(Stated goal) All lines in which the word "React" occurs are to be extracted.

(Collected data)
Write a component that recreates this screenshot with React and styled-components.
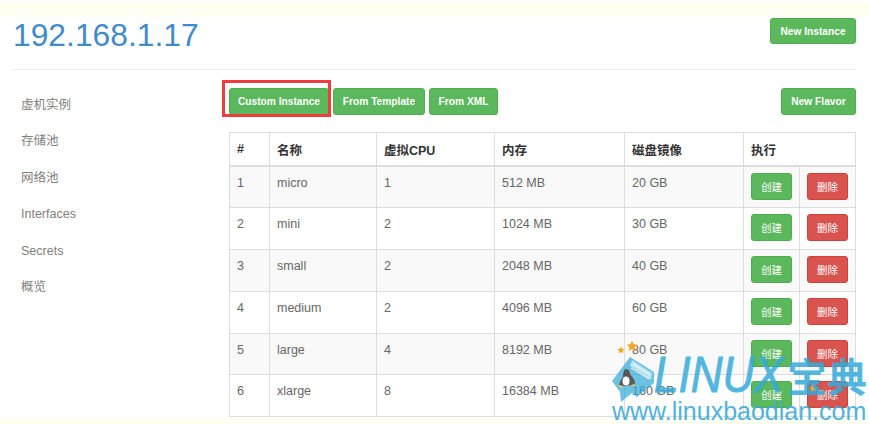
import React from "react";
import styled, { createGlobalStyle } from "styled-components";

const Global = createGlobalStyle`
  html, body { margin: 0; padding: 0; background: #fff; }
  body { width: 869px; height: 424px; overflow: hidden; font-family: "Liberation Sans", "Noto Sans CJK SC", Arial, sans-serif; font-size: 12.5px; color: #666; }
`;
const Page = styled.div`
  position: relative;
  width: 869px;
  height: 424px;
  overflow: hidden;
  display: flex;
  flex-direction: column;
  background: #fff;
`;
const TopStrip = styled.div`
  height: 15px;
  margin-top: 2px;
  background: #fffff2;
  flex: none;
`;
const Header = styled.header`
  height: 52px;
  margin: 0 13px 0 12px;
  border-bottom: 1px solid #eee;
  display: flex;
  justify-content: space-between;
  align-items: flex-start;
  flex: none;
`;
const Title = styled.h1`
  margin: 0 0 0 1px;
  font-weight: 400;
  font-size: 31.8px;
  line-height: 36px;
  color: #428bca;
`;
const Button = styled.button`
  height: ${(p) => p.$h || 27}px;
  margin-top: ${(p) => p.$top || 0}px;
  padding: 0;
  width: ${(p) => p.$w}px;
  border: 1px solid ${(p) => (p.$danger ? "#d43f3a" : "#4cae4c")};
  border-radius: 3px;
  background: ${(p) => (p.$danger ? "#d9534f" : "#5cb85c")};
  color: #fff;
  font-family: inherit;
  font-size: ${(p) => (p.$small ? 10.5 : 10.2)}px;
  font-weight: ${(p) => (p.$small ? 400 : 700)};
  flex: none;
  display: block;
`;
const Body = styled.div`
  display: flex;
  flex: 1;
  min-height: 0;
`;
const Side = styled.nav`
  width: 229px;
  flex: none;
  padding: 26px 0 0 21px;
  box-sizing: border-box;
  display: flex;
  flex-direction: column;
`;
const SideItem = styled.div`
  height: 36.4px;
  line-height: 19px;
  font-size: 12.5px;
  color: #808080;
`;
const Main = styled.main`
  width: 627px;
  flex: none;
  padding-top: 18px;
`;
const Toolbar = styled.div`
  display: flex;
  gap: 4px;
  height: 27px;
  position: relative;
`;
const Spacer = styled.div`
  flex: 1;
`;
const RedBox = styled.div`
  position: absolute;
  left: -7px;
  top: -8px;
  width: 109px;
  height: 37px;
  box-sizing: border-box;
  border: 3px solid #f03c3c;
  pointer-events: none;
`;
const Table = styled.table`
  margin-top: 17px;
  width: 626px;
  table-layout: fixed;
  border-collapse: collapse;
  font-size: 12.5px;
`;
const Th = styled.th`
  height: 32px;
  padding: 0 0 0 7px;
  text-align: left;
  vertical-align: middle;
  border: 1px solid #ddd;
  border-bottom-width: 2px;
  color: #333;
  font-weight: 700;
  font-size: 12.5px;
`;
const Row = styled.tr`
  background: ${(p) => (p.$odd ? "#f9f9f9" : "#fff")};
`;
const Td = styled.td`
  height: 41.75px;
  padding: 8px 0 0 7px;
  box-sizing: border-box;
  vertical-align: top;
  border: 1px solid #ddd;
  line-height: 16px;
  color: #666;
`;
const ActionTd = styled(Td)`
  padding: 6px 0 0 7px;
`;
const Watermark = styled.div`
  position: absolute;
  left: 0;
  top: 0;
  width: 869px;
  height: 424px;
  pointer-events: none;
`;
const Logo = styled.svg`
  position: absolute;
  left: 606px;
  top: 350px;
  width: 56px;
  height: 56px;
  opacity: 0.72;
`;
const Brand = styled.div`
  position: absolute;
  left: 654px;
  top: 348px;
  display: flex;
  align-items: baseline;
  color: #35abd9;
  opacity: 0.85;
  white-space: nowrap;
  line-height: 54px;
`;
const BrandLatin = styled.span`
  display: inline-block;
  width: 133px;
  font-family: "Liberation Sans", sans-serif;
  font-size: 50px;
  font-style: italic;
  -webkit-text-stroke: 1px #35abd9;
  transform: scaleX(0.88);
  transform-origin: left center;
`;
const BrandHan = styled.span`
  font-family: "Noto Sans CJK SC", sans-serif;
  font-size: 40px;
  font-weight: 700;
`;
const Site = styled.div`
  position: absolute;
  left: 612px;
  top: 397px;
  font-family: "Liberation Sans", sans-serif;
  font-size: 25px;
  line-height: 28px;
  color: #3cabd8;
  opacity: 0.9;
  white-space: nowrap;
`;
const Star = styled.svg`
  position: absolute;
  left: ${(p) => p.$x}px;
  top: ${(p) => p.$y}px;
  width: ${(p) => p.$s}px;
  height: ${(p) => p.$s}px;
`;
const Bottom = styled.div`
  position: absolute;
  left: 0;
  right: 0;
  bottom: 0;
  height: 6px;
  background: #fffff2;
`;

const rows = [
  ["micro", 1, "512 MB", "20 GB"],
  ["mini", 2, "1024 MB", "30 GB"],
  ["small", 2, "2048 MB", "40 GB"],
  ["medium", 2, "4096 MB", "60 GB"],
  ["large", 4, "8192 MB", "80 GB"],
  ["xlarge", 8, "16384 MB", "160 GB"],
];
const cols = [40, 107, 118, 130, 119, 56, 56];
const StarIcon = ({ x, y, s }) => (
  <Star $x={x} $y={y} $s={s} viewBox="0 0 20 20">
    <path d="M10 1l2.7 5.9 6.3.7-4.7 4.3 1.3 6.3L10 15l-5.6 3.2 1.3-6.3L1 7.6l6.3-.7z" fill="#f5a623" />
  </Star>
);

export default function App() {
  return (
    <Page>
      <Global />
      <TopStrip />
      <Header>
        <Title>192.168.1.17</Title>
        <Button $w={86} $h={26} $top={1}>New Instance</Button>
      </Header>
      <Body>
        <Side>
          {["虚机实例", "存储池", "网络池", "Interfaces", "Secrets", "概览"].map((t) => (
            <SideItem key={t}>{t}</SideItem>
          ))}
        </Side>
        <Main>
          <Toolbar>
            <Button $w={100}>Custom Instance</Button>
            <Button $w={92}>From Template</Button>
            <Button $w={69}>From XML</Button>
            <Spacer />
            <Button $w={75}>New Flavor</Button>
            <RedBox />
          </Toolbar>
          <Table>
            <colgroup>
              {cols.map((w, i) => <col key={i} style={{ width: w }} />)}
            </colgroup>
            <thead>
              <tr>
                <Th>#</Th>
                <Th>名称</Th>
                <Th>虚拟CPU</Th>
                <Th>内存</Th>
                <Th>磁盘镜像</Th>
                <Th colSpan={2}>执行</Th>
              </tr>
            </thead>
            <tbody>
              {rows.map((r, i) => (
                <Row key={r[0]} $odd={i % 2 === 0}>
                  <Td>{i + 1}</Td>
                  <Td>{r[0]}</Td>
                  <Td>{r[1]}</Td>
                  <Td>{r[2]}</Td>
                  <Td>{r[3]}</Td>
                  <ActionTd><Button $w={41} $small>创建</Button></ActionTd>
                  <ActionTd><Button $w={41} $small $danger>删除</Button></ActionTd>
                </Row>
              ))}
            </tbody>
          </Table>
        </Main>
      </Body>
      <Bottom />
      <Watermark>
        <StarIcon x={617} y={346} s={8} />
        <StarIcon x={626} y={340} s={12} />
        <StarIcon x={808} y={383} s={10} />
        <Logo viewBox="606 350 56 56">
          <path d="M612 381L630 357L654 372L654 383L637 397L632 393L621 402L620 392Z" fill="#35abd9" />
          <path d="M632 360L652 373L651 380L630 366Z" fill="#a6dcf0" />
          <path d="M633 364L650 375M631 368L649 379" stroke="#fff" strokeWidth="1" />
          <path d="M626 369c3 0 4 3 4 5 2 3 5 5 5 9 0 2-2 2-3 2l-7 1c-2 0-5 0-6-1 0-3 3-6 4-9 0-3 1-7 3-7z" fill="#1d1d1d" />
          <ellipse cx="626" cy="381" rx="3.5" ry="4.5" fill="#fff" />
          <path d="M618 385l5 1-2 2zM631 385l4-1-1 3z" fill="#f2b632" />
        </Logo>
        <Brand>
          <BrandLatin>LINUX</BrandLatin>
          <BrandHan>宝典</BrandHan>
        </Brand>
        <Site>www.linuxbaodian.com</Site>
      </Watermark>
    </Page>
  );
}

(Solution below)
Write a component that recreates this screenshot with React and styled-components.
import React from "react";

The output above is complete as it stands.